Sec. 1980.67 [Amended]
Amend Sec. 1980.67 as follows:
In paragraph (a), remove the first sentence; and
In paragraph (b), remove the phrase ``or line of credit''.
Sec. 1980.68 [Amended]
Amend Sec. 1980.68 as follows:
In the heading, remove the phrase ``or Contract of Guarantee'';
In the first sentence, remove the phrase ``or Contract(s) of Guarantee'';
In the second sentence in the parentheticals, remove the phrase ``, or paragraph 6 of Form FmHA or its successor agency under Public Law 103-354 1980-27'';
In the third sentence, remove the phrases ``or line(s) of credit,'' ``or Contract(s) of Guarantee,'' and ``or Form FmHA or its successor agency under Public Law 103-354 1980-27''; and
Remove the last two sentences.
Sec. 1980.83 [Amended]
Amend Sec. 1980.83 (a) to remove the second sentence.
Sec. 1980.84 [Amended]
Amend Sec. 1980.84 as follows:
In the heading, remove the phrase ``or line of credit'';
Remove the phrases ``Contract of Guarantee'' and ``or Contract of Guarantee'' from the first sentence of paragraph (b)(1)(iv);
Remove the phrase ``Contract of Guarantee'' from paragraph (b)(1)(v); and
Remove the phrase ``or Sec. 1980.119 of subpart B of this part'' from the first and fourth sentences in paragraph (b)(4).

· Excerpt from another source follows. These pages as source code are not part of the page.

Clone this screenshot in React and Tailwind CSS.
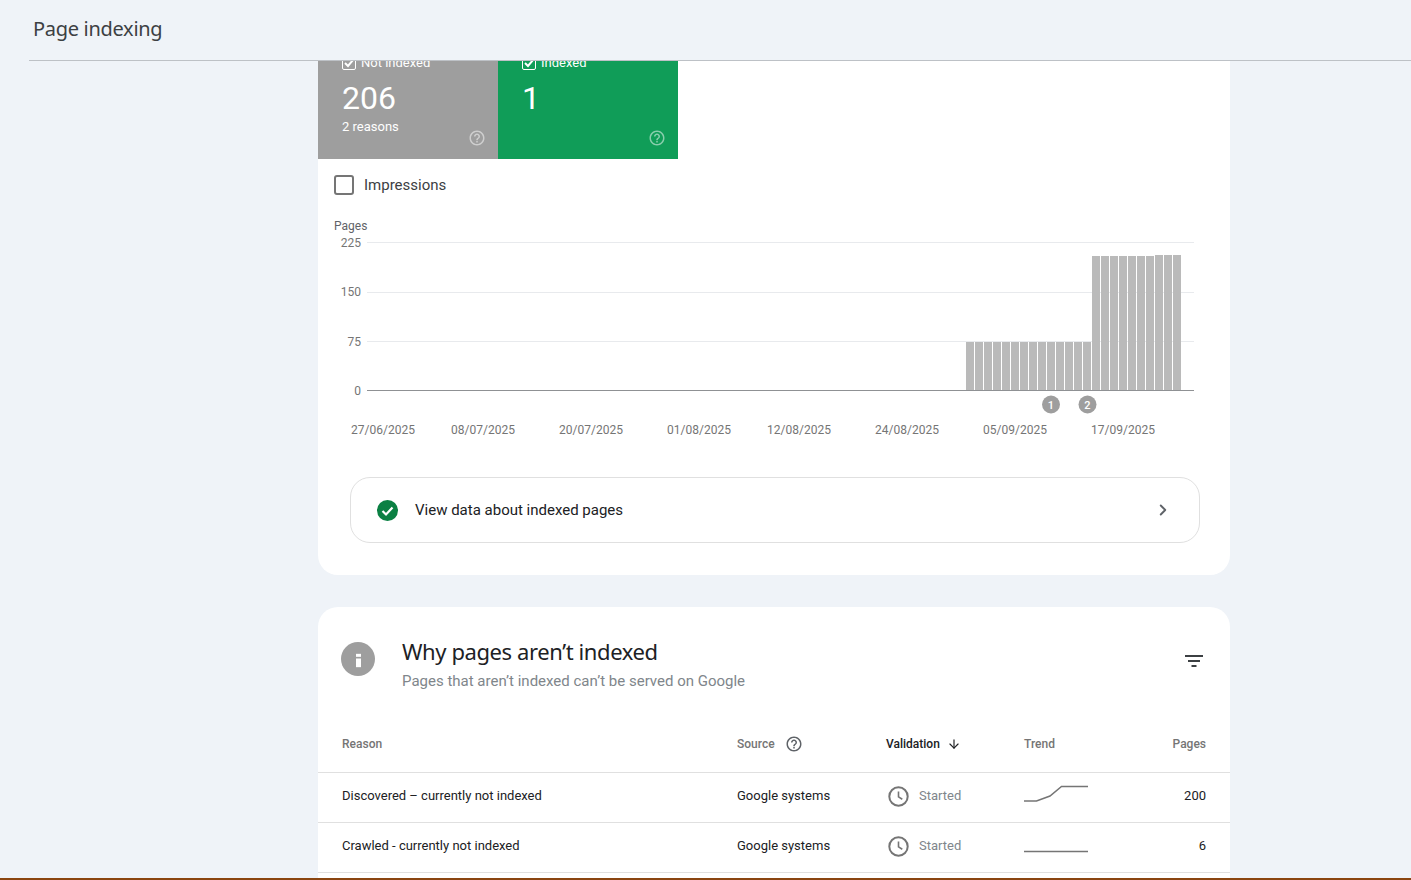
import { ChevronRight, ArrowDown } from 'lucide-react';

const yLabels = [
  { y: 243, line: 242.5, label: '225' },
  { y: 292, line: 292.5, label: '150' },
  { y: 342, line: 341.5, label: '75' },
  { y: 391, line: 390.5, label: '0' },
];

const xLabels = [
  { x: 383, label: '27/06/2025' },
  { x: 483, label: '08/07/2025' },
  { x: 591, label: '20/07/2025' },
  { x: 699, label: '01/08/2025' },
  { x: 799, label: '12/08/2025' },
  { x: 907, label: '24/08/2025' },
  { x: 1015, label: '05/09/2025' },
  { x: 1123, label: '17/09/2025' },
];

const bars = [
  ...Array(14).fill(342),
  ...Array(7).fill(256),
  ...Array(3).fill(255),
];

const rows = [
  { reason: 'Discovered – currently not indexed', pages: '200', trend: '0,26 12.5,26 26,21 37.5,11.5 64,11.5' },
  { reason: 'Crawled - currently not indexed', pages: '6', trend: '0,26.5 64,26.5' },
];

function HelpIcon({ className }) {
  return (
    <svg viewBox="0 0 24 24" className={className} fill="currentColor">
      <path d="M11 18h2v-2h-2v2zm1-16C6.48 2 2 6.48 2 12s4.48 10 10 10 10-4.48 10-10S17.52 2 12 2zm0 18c-4.41 0-8-3.59-8-8s3.59-8 8-8 8 3.59 8 8-3.59 8-8 8zm0-14c-2.21 0-4 1.79-4 4h2c0-1.1.9-2 2-2s2 .9 2 2c0 2-3 1.75-3 5h2c0-2.25 3-2.5 3-5 0-2.21-1.79-4-4-4z" />
    </svg>
  );
}

function ClockIcon() {
  return (
    <svg viewBox="0 0 21 21" className="w-[21px] h-[21px] text-[#757575]" fill="none" stroke="currentColor">
      <circle cx="10.5" cy="10.5" r="9.2" strokeWidth="2" />
      <path d="M10.5 5.5v5.4l3.8 2.4" strokeWidth="1.6" />
    </svg>
  );
}

function Tile({ label, value, sub, color }) {
  return (
    <div className={`w-[180px] h-[113px] relative pl-6 text-white ${color}`}>
      <div className="flex items-center gap-[5px] pt-[9px] h-[24px] text-[13px] leading-4">
        <svg viewBox="0 0 14 14" className="w-[14px] h-[14px]" fill="none" stroke="currentColor">
          <rect x="0.5" y="0.5" width="13" height="13" rx="1.5" />
          <path d="M3 7l3 3 5-6" strokeWidth="2" />
        </svg>
        <span>{label}</span>
      </div>
      <div className="text-[32px] leading-10 mt-2">{value}</div>
      <div className="text-[13px] leading-4 mt-[1px]">{sub}</div>
      <HelpIcon className="absolute right-[12px] bottom-[12px] w-[18px] h-[18px] opacity-50" />
    </div>
  );
}

function Chart() {
  return (
    <svg viewBox="318 210 912 240" className="block w-[912px] h-[240px] mt-[15px]">
      {yLabels.map((t) => (
        <g key={t.label}>
          <line
            x1="367"
            x2="1194"
            y1={t.line}
            y2={t.line}
            stroke={t.label === '0' ? '#8f9194' : '#e8eaed'}
          />
          <text x="361" y={t.y + 4} textAnchor="end" fontSize="12" fill="#757575">{t.label}</text>
        </g>
      ))}
      <text x="334" y="230" fontSize="12" fill="#5f6368">Pages</text>
      {bars.map((top, i) => (
        <rect key={i} x={Math.round(965.5 + i * 9.03)} y={top} width="8" height={390 - top} fill="#bababa" />
      ))}
      <circle cx="1051" cy="404.5" r="9" fill="#9e9e9e" />
      <text x="1051" y="408.5" textAnchor="middle" fontSize="11" fontWeight="500" fill="#fff">1</text>
      <circle cx="1087.5" cy="404.5" r="9" fill="#9e9e9e" />
      <text x="1087.5" y="408.5" textAnchor="middle" fontSize="11" fontWeight="500" fill="#fff">2</text>
      {xLabels.map((t) => (
        <text key={t.label} x={t.x} y="434" textAnchor="middle" fontSize="12" fill="#757575">{t.label}</text>
      ))}
    </svg>
  );
}

export default function App() {
  return (
    <div className="h-[880px] flex flex-col overflow-hidden bg-[#eff3f8] border-b-2 border-[#8a4510] font-['Roboto',sans-serif]">
      <div className="h-[61px] shrink-0 ml-[29px] pl-1 border-b border-[#bdc1c6] flex items-center">
        <h1 className="text-[20px] tracking-[-0.3px] font-['Noto_Sans',sans-serif] text-[#3c4043] pb-[3px]">Page indexing</h1>
      </div>

      <div className="flex-1 overflow-hidden pl-[318px]">
        <div className="w-[912px] -mt-[15px] bg-white rounded-b-[20px] pb-8">
          <div className="flex">
            <Tile label="Not indexed" value="206" sub="2 reasons" color="bg-[#9e9e9e]" />
            <Tile label="Indexed" value="1" color="bg-[#109d58]" />
          </div>

          <div className="flex items-center gap-[10px] pl-4 mt-4 h-5">
            <div className="w-5 h-5 rounded-[3px] border-2 border-[#757575]" />
            <span className="text-[15px] text-[#3c4043]">Impressions</span>
          </div>

          <Chart />

          <div className="ml-8 mr-[30px] mt-[27px] h-[66px] rounded-[20px] border border-[#e0e0e0] flex items-center pl-[26px] pr-[27px]">
            <svg viewBox="0 0 21 21" className="w-[21px] h-[21px]">
              <circle cx="10.5" cy="10.5" r="10.5" fill="#0b8043" />
              <path d="M5.5 11l3.5 3.5 6.5-7" fill="none" stroke="#fff" strokeWidth="2.2" />
            </svg>
            <span className="ml-[17px] text-[15px] text-[#202124]">View data about indexed pages</span>
            <ChevronRight className="ml-auto w-[18px] h-[18px] text-[#5f6368]" strokeWidth={2.5} />
          </div>
        </div>

        <div className="w-[912px] mt-8 bg-white rounded-t-[20px] pb-10">
          <div className="flex pt-[30px] pl-[23px] pr-[27px]">
            <div className="w-[34px] h-[34px] mt-[5px] rounded-full bg-[#9e9e9e] flex items-center justify-center">
              <svg viewBox="0 0 6 16" className="w-[5px] h-[15px] mt-[2px]" fill="#fff">
                <rect x="0" y="0" width="6" height="3.6" />
                <rect x="0" y="5.6" width="6" height="10.4" />
              </svg>
            </div>
            <div className="ml-[27px]">
              <h2 className="text-[22px] leading-7 tracking-[-0.4px] text-[#202124] font-['Noto_Sans',sans-serif]">Why pages aren’t indexed</h2>
              <p className="text-[15px] leading-5 mt-[6px] text-[#80868b]">Pages that aren’t indexed can’t be served on Google</p>
            </div>
            <svg viewBox="0 0 18 12" className="ml-auto w-[18px] h-[12px] mt-[18px]" fill="#3c4043">
              <rect x="0" y="0" width="18" height="2" />
              <rect x="3" y="5" width="12" height="2" />
              <rect x="6.5" y="10" width="5" height="2" />
            </svg>
          </div>

          <div className="mt-[25px] h-[57px] border-b border-[#e0e0e0] grid grid-cols-[395px_149px_138px_1fr] items-center pl-6 pr-6 text-[12px] font-medium text-[#757575]">
            <div>Reason</div>
            <div className="flex items-center gap-[10px]">
              Source
              <HelpIcon className="w-[18px] h-[18px] text-[#5f6368]" />
            </div>
            <div className="flex items-center gap-[7px] text-[#202124]">
              Validation
              <ArrowDown className="w-[14px] h-[14px]" strokeWidth={2} />
            </div>
            <div className="flex items-center justify-between">
              <span>Trend</span>
              <span>Pages</span>
            </div>
          </div>

          {rows.map((row) => (
            <div
              key={row.reason}
              className="h-[50px] pb-1 border-b border-[#e0e0e0] grid grid-cols-[395px_149px_138px_1fr] items-center pl-6 pr-6 text-[13px] text-[#202124]"
            >
              <div>{row.reason}</div>
              <div>Google systems</div>
              <div className="flex items-center gap-[10px] pl-[2px] text-[#80868b]">
                <ClockIcon />
                Started
              </div>
              <div className="flex items-center justify-between">
                <svg viewBox="0 0 64 44" className="w-16 h-[44px] mt-[2px]" fill="none" stroke="#757575" strokeWidth="1.5">
                  <polyline points={row.trend} />
                </svg>
                <span>{row.pages}</span>
              </div>
            </div>
          ))}
        </div>
      </div>
    </div>
  );
}
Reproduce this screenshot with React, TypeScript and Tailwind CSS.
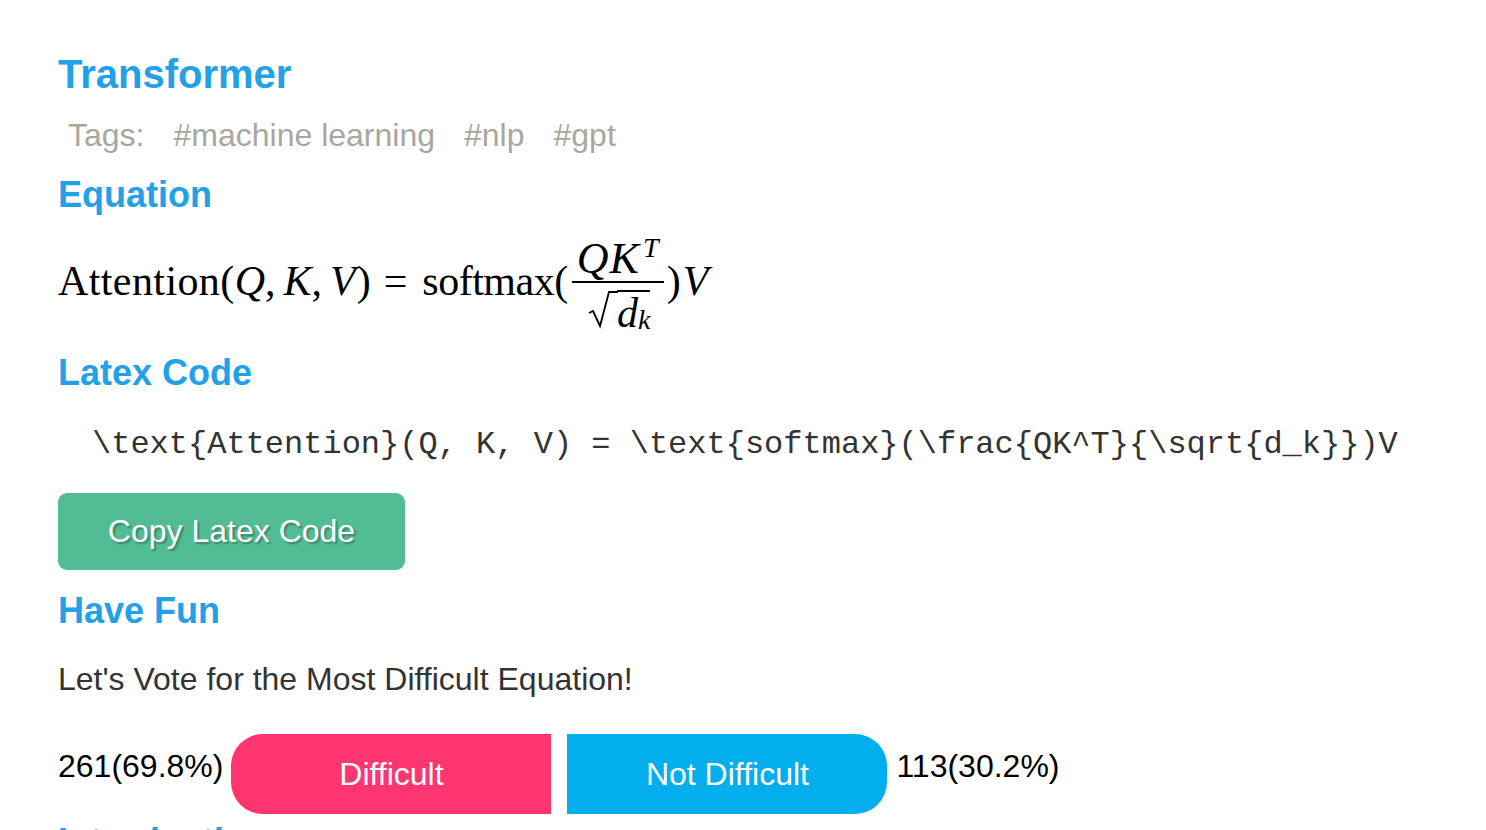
import React from 'react'

const sans = { fontFamily: '"Liberation Sans", Arial, sans-serif' }

function Heading({ children }: { children: React.ReactNode }) {
  return <h2 className="text-[36px] leading-[40px] font-bold text-[#22a0e8]">{children}</h2>
}

function Equation() {
  return (
    <div className="flex items-center h-[112px] font-['Liberation_Serif',serif] text-[42px] leading-none text-black">
      <span className="tracking-[0.4px]">Attention(</span>
      <i>Q</i>
      <span className="mr-[8px]">,</span>
      <i>K</i>
      <span className="mr-[8px]">,</span>
      <i>V</i>
      <span className="ml-[1px]">)</span>
      <span className="ml-[13px] mr-[15px]">=</span>
      <span className="tracking-[-0.5px]">softmax(</span>
      <div className="flex flex-col items-center w-[92px] ml-[4px]">
        <div className="flex items-start justify-center w-full h-[52px] pt-[6px] border-b-2 border-black">
          <i className="text-[44px] tracking-[1px]">QK</i>
          <i className="text-[28px] -mt-[3px] ml-[3px]">T</i>
        </div>
        <div className="flex items-center justify-center h-[48px] pl-[3px]">
          <svg width="30" height="38" viewBox="0 0 30 38" className="mt-[6px] -mr-px">
            <path d="M1 22 L5 20 L12 35 L21 1 L30 1" fill="none" stroke="black" strokeWidth="1.8" />
          </svg>
          <div className="flex items-start border-t-2 border-black h-[36px] mt-[2px]">
            <i>d</i>
            <i className="text-[28px] mt-[14px]">k</i>
          </div>
        </div>
      </div>
      <span className="ml-[3px]">)</span>
      <i className="ml-[2px]">V</i>
    </div>
  )
}

export default function App() {
  return (
    <div className="h-[830px] overflow-hidden bg-white pl-[58px] pt-[52px]" style={sans}>
      <h1 className="text-[40px] leading-[44px] font-bold text-[#22a0e8]">Transformer</h1>

      <div className="flex gap-[29px] pl-[10px] mt-[20px] h-[38px] items-center text-[32px] text-[#a8a79f]">
        <span>Tags:</span>
        <span>#machine learning</span>
        <span>#nlp</span>
        <span>#gpt</span>
      </div>

      <div className="mt-[21px]">
        <Heading>Equation</Heading>
      </div>

      <div className="mt-[10px]">
        <Equation />
      </div>

      <div className="mt-[16px]">
        <Heading>Latex Code</Heading>
      </div>

      <div className="mt-[34px] pl-[34px] font-['Liberation_Mono',monospace] text-[32px] leading-[36px] text-[#333] whitespace-nowrap">
        {'\\text{Attention}(Q, K, V) = \\text{softmax}(\\frac{QK^T}{\\sqrt{d_k}})V'}
      </div>

      <button className="block mt-[30px] w-[347px] h-[77px] rounded-[9px] pb-[2px] bg-[#52bd95] text-white text-[32px] [text-shadow:2px_2px_2px_rgba(0,0,0,0.3)]">
        Copy Latex Code
      </button>

      <div className="mt-[21px]">
        <Heading>Have Fun</Heading>
      </div>

      <p className="mt-[30px] text-[32px] leading-[36px] text-[#333]">Let's Vote for the Most Difficult Equation!</p>

      <div className="flex items-center mt-[37px] h-[80px] text-black text-[32px]">
        <span className="mb-[17px]">261(69.8%)</span>
        <button className="ml-[8px] w-[320px] h-[80px] rounded-l-[32px] bg-[#ff3572] text-white">Difficult</button>
        <button className="ml-[16px] w-[320px] h-[80px] rounded-r-[32px] bg-[#03aeee] text-white">Not Difficult</button>
        <span className="ml-[9px] mb-[17px]">113(30.2%)</span>
      </div>

      <div className="mt-[8px]">
        <Heading>Introduction</Heading>
      </div>
    </div>
  )
}
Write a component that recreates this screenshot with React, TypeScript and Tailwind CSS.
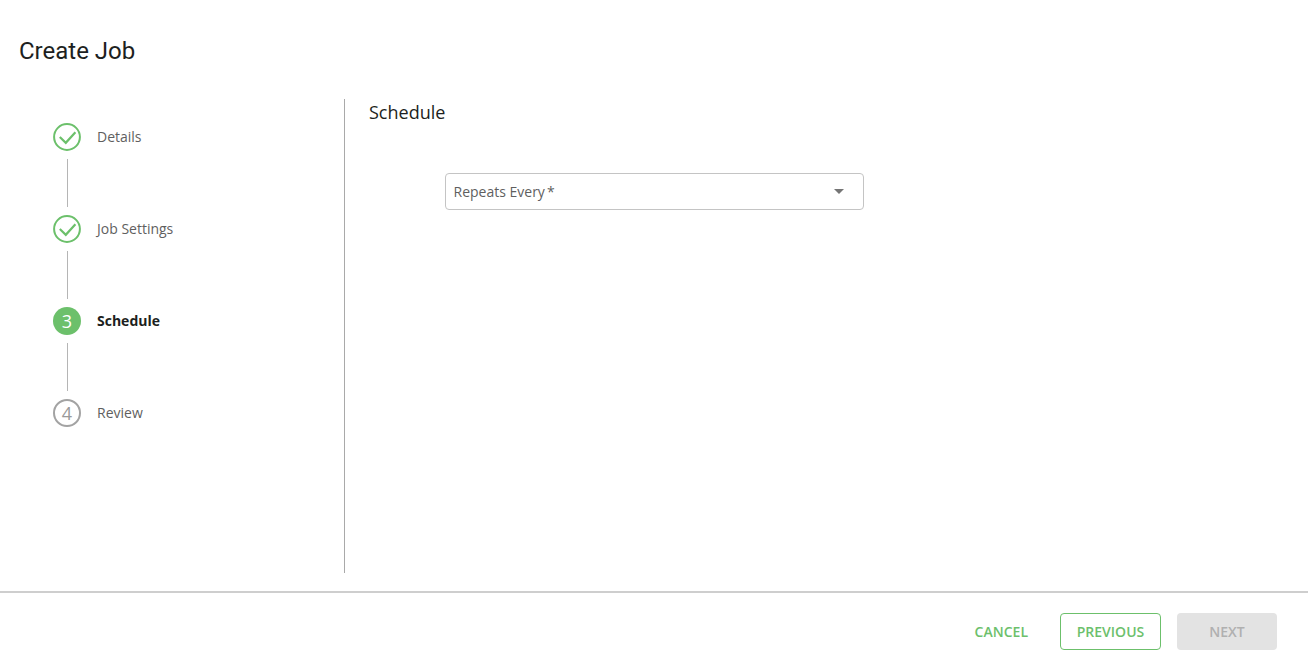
import { Fragment } from 'react';

const steps = [
  { label: 'Details', state: 'done', num: 1 },
  { label: 'Job Settings', state: 'done', num: 2 },
  { label: 'Schedule', state: 'active', num: 3 },
  { label: 'Review', state: 'todo', num: 4 },
];

function StepIcon({ state, num }: { state: string; num: number }) {
  if (state === 'done') {
    return (
      <svg className="w-7 h-7 shrink-0" viewBox="0 0 28 28" fill="none">
        <circle cx="14" cy="14" r="12.9" stroke="#6cc06b" strokeWidth="2" />
        <path d="M6.8 14l6 5.8L22.4 9.2" stroke="#6cc06b" strokeWidth="2.2" />
      </svg>
    );
  }
  if (state === 'active') {
    return (
      <div className="w-7 h-7 shrink-0 rounded-full bg-[#6cc06b] flex items-center justify-center text-white text-[18px] leading-none">
        {num}
      </div>
    );
  }
  return (
    <div className="w-7 h-7 shrink-0 rounded-full border-2 border-[#a3a3a3] flex items-center justify-center text-[#9a9a9a] text-[18px] leading-none">
      {num}
    </div>
  );
}

export default function App() {
  return (
    <div className="w-[1308px] h-[661px] bg-white overflow-hidden font-['Open_Sans',sans-serif] text-[#5f5f5f]">
      <header className="h-[99px] flex items-center pl-[19px] pt-[2px]">
        <h1 className="text-[24px] leading-none text-[#1d1f21] font-['Roboto',sans-serif]">Create Job</h1>
      </header>

      <div className="flex h-[474px]">
        <aside className="w-[345px] shrink-0 border-r border-[#a9a9a9] pt-6 pl-[53px]">
          {steps.map((step, i) => (
            <Fragment key={step.label}>
              <div className="flex items-center gap-4 h-7">
                <StepIcon state={step.state} num={step.num} />
                <span
                  className={
                    step.state === 'active'
                      ? 'text-[14px] font-bold text-[#1d1f21] -mt-[2px]'
                      : 'text-[14px] -mt-[2px]'
                  }
                >
                  {step.label}
                </span>
              </div>
              {i < steps.length - 1 && <div className="w-px h-12 my-2 ml-[14px] bg-[#b5b5b5]" />}
            </Fragment>
          ))}
        </aside>

        <main className="flex-1 pl-6">
          <h2 className="text-[18px] leading-[26px] text-[#1d1f21]">Schedule</h2>
          <div className="ml-[76px] mt-[48px] w-[419px] h-[37px] border border-[#c4c4c4] rounded flex items-center justify-between pl-[7.5px] pr-[19px]">
            <span className="text-[14px] flex">
              Repeats Every<span className="ml-[2px]">*</span>
            </span>
            <span className="w-0 h-0 border-x-[5px] border-x-transparent border-t-[5px] border-t-[#757575]" />
          </div>
        </main>
      </div>

      <footer className="mt-[18px] border-t-2 border-[#cecece] h-[69px] flex items-start justify-end pt-5 pr-[31px]">
        <button className="h-[37px] mr-[16px] px-0 text-[14px] font-semibold text-[#6cc06b]">CANCEL</button>
        <button className="ml-4 w-[101px] h-[37px] border border-[#6cc06b] rounded text-[14px] font-semibold text-[#6cc06b]">PREVIOUS</button>
        <button className="ml-4 w-[100px] h-[37px] rounded bg-[#e3e3e3] text-[14px] font-semibold text-[#b0b0b0]">NEXT</button>
      </footer>
    </div>
  );
}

Appendices D-L to Subpart A [Removed]
Amend part 1980, subpart A by removing Appendices D through L.
Subpart B [Removed and reserved]
Subpart B (Secs. 1980.101-1980.200 and Exhibits A through G) is removed and reserved.
Signed in Washington, D.C., on January 19, 1999. James W. Schroeder, Acting Under Secretary for Farm and Foreign Agricultural Services. Jill Long-Thompson, Under Secretary for Rural Development.